── SUPPLIED DATA

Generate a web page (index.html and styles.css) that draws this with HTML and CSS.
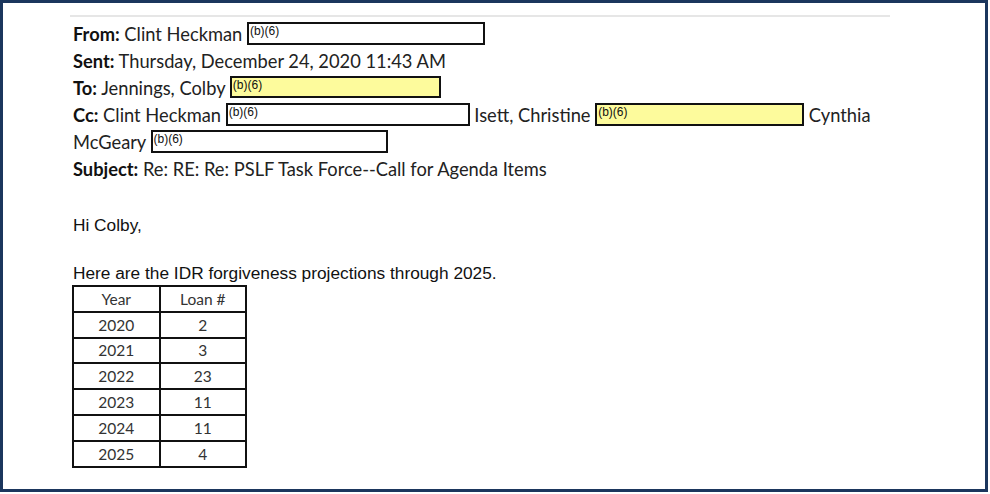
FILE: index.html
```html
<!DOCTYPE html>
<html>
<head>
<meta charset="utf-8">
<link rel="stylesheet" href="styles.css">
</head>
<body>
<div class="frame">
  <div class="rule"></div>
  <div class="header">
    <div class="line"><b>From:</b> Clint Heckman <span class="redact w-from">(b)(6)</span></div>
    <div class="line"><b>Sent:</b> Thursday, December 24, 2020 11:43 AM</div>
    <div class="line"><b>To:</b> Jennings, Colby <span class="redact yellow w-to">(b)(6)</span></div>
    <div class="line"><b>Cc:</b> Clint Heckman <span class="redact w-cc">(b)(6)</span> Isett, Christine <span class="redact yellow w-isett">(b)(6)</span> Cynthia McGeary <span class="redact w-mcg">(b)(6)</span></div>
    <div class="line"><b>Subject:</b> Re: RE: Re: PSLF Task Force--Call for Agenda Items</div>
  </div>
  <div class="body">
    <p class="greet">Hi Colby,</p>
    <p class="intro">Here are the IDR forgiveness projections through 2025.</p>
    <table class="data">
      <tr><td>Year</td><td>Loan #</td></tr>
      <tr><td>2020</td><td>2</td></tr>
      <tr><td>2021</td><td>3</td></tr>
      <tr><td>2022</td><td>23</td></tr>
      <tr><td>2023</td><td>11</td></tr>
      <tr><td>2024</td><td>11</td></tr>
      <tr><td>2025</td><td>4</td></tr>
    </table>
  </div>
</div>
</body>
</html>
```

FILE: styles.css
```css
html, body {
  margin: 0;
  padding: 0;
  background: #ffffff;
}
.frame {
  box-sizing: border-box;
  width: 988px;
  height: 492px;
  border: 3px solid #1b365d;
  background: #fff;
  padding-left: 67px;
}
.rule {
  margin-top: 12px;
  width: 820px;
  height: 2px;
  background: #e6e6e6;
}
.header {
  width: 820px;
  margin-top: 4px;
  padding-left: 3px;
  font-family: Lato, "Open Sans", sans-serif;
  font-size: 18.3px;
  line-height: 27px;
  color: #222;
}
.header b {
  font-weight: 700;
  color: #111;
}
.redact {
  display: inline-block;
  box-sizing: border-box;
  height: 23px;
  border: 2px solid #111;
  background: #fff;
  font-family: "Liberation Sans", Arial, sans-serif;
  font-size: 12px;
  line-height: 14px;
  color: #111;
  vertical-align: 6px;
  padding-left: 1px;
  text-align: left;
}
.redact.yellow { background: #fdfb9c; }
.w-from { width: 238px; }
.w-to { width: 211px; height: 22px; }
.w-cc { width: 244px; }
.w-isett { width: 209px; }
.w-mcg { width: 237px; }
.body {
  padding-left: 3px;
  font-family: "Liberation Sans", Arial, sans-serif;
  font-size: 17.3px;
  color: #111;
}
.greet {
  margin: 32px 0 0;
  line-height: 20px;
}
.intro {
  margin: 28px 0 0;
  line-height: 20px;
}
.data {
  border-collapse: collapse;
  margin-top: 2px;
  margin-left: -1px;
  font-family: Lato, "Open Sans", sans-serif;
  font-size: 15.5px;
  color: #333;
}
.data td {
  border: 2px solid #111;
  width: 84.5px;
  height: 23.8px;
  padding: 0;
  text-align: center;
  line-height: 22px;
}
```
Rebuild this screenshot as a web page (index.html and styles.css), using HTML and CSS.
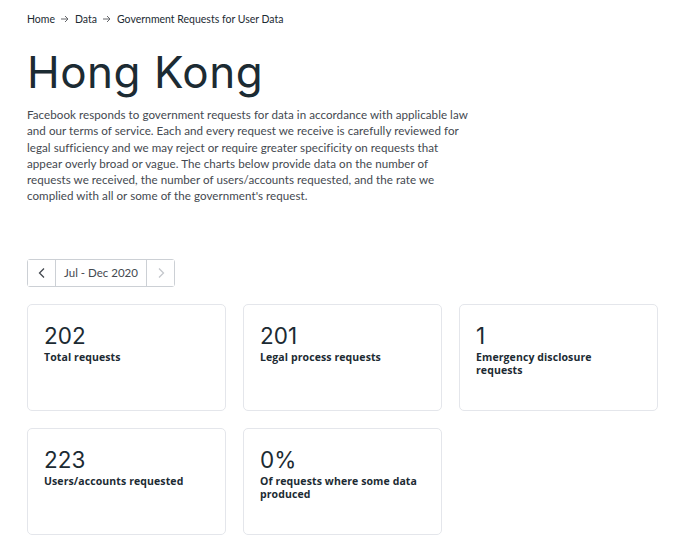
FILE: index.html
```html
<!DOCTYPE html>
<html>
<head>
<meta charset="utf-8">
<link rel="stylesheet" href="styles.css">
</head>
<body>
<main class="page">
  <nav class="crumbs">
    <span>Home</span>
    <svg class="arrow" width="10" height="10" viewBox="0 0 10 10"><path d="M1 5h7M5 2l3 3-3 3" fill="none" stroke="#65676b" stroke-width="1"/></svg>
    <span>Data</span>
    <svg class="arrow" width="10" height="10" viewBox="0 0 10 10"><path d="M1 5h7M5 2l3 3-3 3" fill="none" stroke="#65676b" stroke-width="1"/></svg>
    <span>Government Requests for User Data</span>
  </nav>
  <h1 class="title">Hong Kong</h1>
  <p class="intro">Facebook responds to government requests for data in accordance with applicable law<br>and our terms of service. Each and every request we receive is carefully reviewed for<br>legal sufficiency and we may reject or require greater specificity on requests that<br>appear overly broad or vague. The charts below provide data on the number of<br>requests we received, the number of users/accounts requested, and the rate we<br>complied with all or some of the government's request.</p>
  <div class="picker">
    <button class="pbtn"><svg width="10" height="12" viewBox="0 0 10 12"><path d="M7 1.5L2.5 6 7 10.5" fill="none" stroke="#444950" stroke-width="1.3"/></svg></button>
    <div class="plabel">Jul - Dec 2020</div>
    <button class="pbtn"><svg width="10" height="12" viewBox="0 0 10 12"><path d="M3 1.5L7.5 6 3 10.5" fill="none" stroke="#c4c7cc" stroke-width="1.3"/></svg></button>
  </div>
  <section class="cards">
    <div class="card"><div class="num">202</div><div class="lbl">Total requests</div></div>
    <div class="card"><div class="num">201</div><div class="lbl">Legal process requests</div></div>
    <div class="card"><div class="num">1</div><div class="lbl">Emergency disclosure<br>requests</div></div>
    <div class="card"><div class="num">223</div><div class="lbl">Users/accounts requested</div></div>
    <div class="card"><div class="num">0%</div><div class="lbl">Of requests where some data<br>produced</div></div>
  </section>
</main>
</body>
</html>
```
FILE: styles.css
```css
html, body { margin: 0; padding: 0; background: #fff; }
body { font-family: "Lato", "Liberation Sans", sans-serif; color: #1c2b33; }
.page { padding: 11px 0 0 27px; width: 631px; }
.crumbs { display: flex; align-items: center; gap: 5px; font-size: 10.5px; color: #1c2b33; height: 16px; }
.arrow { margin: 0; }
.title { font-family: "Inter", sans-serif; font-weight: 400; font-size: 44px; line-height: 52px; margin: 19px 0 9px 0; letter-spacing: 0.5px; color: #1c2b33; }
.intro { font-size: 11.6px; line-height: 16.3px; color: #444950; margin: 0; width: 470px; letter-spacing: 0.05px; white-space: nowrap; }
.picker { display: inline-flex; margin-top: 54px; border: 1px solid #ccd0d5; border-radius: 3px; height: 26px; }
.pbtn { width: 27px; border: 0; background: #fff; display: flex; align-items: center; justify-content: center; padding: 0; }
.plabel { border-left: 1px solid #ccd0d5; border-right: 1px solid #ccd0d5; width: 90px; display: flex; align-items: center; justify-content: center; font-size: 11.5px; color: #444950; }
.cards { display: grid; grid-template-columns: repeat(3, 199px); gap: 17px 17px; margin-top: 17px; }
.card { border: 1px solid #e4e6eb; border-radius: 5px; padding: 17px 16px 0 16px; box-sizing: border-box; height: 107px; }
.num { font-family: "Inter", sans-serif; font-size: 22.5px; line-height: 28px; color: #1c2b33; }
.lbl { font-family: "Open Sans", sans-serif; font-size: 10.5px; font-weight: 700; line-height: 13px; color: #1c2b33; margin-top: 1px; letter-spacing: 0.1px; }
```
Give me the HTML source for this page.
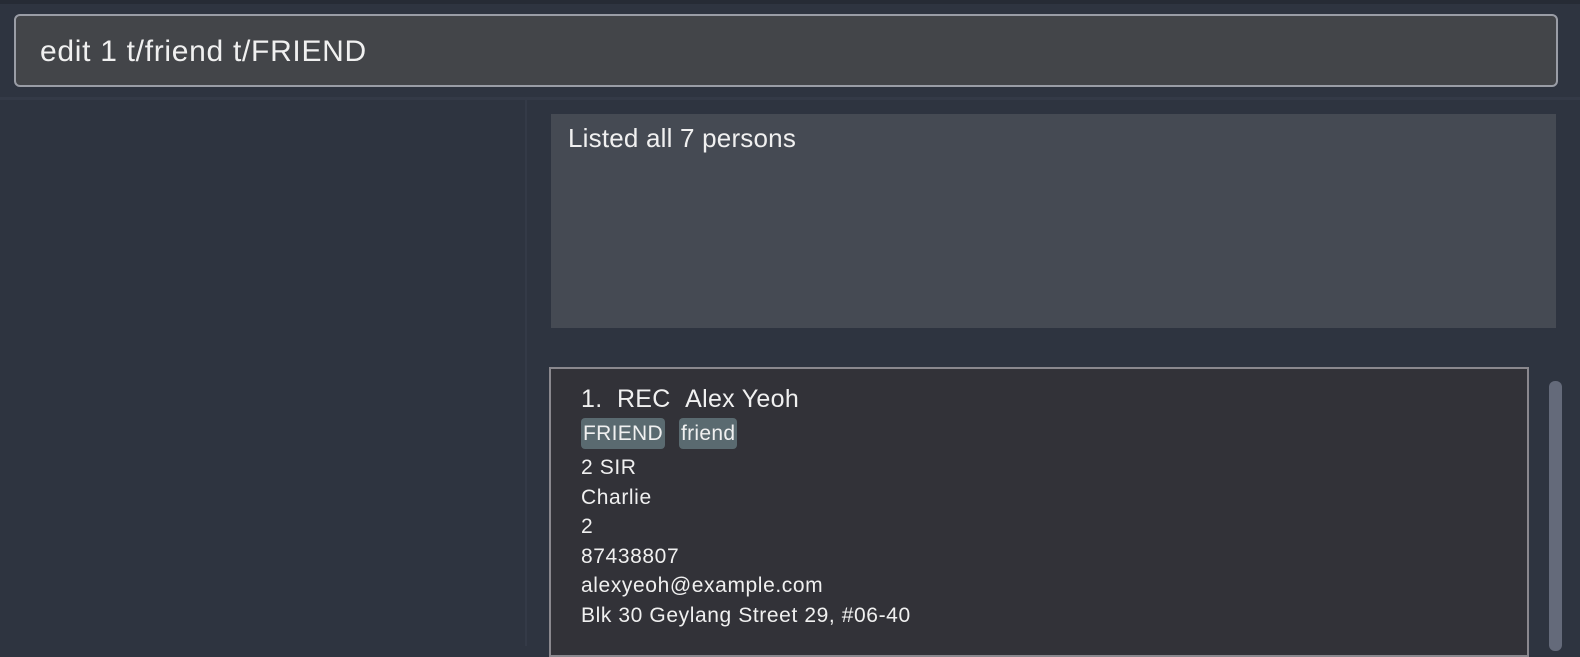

────

AIM OF THE EXERCISE » Give back all entries exactly. No pictures belong in the copy.

TASK ANSWER »
Generate a web page (index.html and styles.css) that draws this with HTML and CSS.
FILE: index.html
```html
<!DOCTYPE html>
<html>
<head>
<meta charset="utf-8">
<link rel="stylesheet" href="styles.css">
</head>
<body>
<div class="frame">
  <div class="rule"></div>
  <div class="header">
    <div class="line"><b>From:</b> Clint Heckman <span class="redact w-from">(b)(6)</span></div>
    <div class="line"><b>Sent:</b> Thursday, December 24, 2020 11:43 AM</div>
    <div class="line"><b>To:</b> Jennings, Colby <span class="redact yellow w-to">(b)(6)</span></div>
    <div class="line"><b>Cc:</b> Clint Heckman <span class="redact w-cc">(b)(6)</span> Isett, Christine <span class="redact yellow w-isett">(b)(6)</span> Cynthia McGeary <span class="redact w-mcg">(b)(6)</span></div>
    <div class="line"><b>Subject:</b> Re: RE: Re: PSLF Task Force--Call for Agenda Items</div>
  </div>
  <div class="body">
    <p class="greet">Hi Colby,</p>
    <p class="intro">Here are the IDR forgiveness projections through 2025.</p>
    <table class="data">
      <tr><td>Year</td><td>Loan #</td></tr>
      <tr><td>2020</td><td>2</td></tr>
      <tr><td>2021</td><td>3</td></tr>
      <tr><td>2022</td><td>23</td></tr>
      <tr><td>2023</td><td>11</td></tr>
      <tr><td>2024</td><td>11</td></tr>
      <tr><td>2025</td><td>4</td></tr>
    </table>
  </div>
</div>
</body>
</html>
```

FILE: styles.css
```css
html, body {
  margin: 0;
  padding: 0;
  background: #ffffff;
}
.frame {
  box-sizing: border-box;
  width: 988px;
  height: 492px;
  border: 3px solid #1b365d;
  background: #fff;
  padding-left: 67px;
}
.rule {
  margin-top: 12px;
  width: 820px;
  height: 2px;
  background: #e6e6e6;
}
.header {
  width: 820px;
  margin-top: 4px;
  padding-left: 3px;
  font-family: Lato, "Open Sans", sans-serif;
  font-size: 18.3px;
  line-height: 27px;
  color: #222;
}
.header b {
  font-weight: 700;
  color: #111;
}
.redact {
  display: inline-block;
  box-sizing: border-box;
  height: 23px;
  border: 2px solid #111;
  background: #fff;
  font-family: "Liberation Sans", Arial, sans-serif;
  font-size: 12px;
  line-height: 14px;
  color: #111;
  vertical-align: 6px;
  padding-left: 1px;
  text-align: left;
}
.redact.yellow { background: #fdfb9c; }
.w-from { width: 238px; }
.w-to { width: 211px; height: 22px; }
.w-cc { width: 244px; }
.w-isett { width: 209px; }
.w-mcg { width: 237px; }
.body {
  padding-left: 3px;
  font-family: "Liberation Sans", Arial, sans-serif;
  font-size: 17.3px;
  color: #111;
}
.greet {
  margin: 32px 0 0;
  line-height: 20px;
}
.intro {
  margin: 28px 0 0;
  line-height: 20px;
}
.data {
  border-collapse: collapse;
  margin-top: 2px;
  margin-left: -1px;
  font-family: Lato, "Open Sans", sans-serif;
  font-size: 15.5px;
  color: #333;
}
.data td {
  border: 2px solid #111;
  width: 84.5px;
  height: 23.8px;
  padding: 0;
  text-align: center;
  line-height: 22px;
}
```
Rebuild this screenshot as a web page (index.html and styles.css), using HTML and CSS.
FILE: index.html
```html
<!DOCTYPE html>
<html>
<head>
<meta charset="utf-8">
<link rel="stylesheet" href="styles.css">
</head>
<body>
<main class="page">
  <nav class="crumbs">
    <span>Home</span>
    <svg class="arrow" width="10" height="10" viewBox="0 0 10 10"><path d="M1 5h7M5 2l3 3-3 3" fill="none" stroke="#65676b" stroke-width="1"/></svg>
    <span>Data</span>
    <svg class="arrow" width="10" height="10" viewBox="0 0 10 10"><path d="M1 5h7M5 2l3 3-3 3" fill="none" stroke="#65676b" stroke-width="1"/></svg>
    <span>Government Requests for User Data</span>
  </nav>
  <h1 class="title">Hong Kong</h1>
  <p class="intro">Facebook responds to government requests for data in accordance with applicable law<br>and our terms of service. Each and every request we receive is carefully reviewed for<br>legal sufficiency and we may reject or require greater specificity on requests that<br>appear overly broad or vague. The charts below provide data on the number of<br>requests we received, the number of users/accounts requested, and the rate we<br>complied with all or some of the government's request.</p>
  <div class="picker">
    <button class="pbtn"><svg width="10" height="12" viewBox="0 0 10 12"><path d="M7 1.5L2.5 6 7 10.5" fill="none" stroke="#444950" stroke-width="1.3"/></svg></button>
    <div class="plabel">Jul - Dec 2020</div>
    <button class="pbtn"><svg width="10" height="12" viewBox="0 0 10 12"><path d="M3 1.5L7.5 6 3 10.5" fill="none" stroke="#c4c7cc" stroke-width="1.3"/></svg></button>
  </div>
  <section class="cards">
    <div class="card"><div class="num">202</div><div class="lbl">Total requests</div></div>
    <div class="card"><div class="num">201</div><div class="lbl">Legal process requests</div></div>
    <div class="card"><div class="num">1</div><div class="lbl">Emergency disclosure<br>requests</div></div>
    <div class="card"><div class="num">223</div><div class="lbl">Users/accounts requested</div></div>
    <div class="card"><div class="num">0%</div><div class="lbl">Of requests where some data<br>produced</div></div>
  </section>
</main>
</body>
</html>
```
FILE: styles.css
```css
html, body { margin: 0; padding: 0; background: #fff; }
body { font-family: "Lato", "Liberation Sans", sans-serif; color: #1c2b33; }
.page { padding: 11px 0 0 27px; width: 631px; }
.crumbs { display: flex; align-items: center; gap: 5px; font-size: 10.5px; color: #1c2b33; height: 16px; }
.arrow { margin: 0; }
.title { font-family: "Inter", sans-serif; font-weight: 400; font-size: 44px; line-height: 52px; margin: 19px 0 9px 0; letter-spacing: 0.5px; color: #1c2b33; }
.intro { font-size: 11.6px; line-height: 16.3px; color: #444950; margin: 0; width: 470px; letter-spacing: 0.05px; white-space: nowrap; }
.picker { display: inline-flex; margin-top: 54px; border: 1px solid #ccd0d5; border-radius: 3px; height: 26px; }
.pbtn { width: 27px; border: 0; background: #fff; display: flex; align-items: center; justify-content: center; padding: 0; }
.plabel { border-left: 1px solid #ccd0d5; border-right: 1px solid #ccd0d5; width: 90px; display: flex; align-items: center; justify-content: center; font-size: 11.5px; color: #444950; }
.cards { display: grid; grid-template-columns: repeat(3, 199px); gap: 17px 17px; margin-top: 17px; }
.card { border: 1px solid #e4e6eb; border-radius: 5px; padding: 17px 16px 0 16px; box-sizing: border-box; height: 107px; }
.num { font-family: "Inter", sans-serif; font-size: 22.5px; line-height: 28px; color: #1c2b33; }
.lbl { font-family: "Open Sans", sans-serif; font-size: 10.5px; font-weight: 700; line-height: 13px; color: #1c2b33; margin-top: 1px; letter-spacing: 0.1px; }
```
Give me the HTML source for this page.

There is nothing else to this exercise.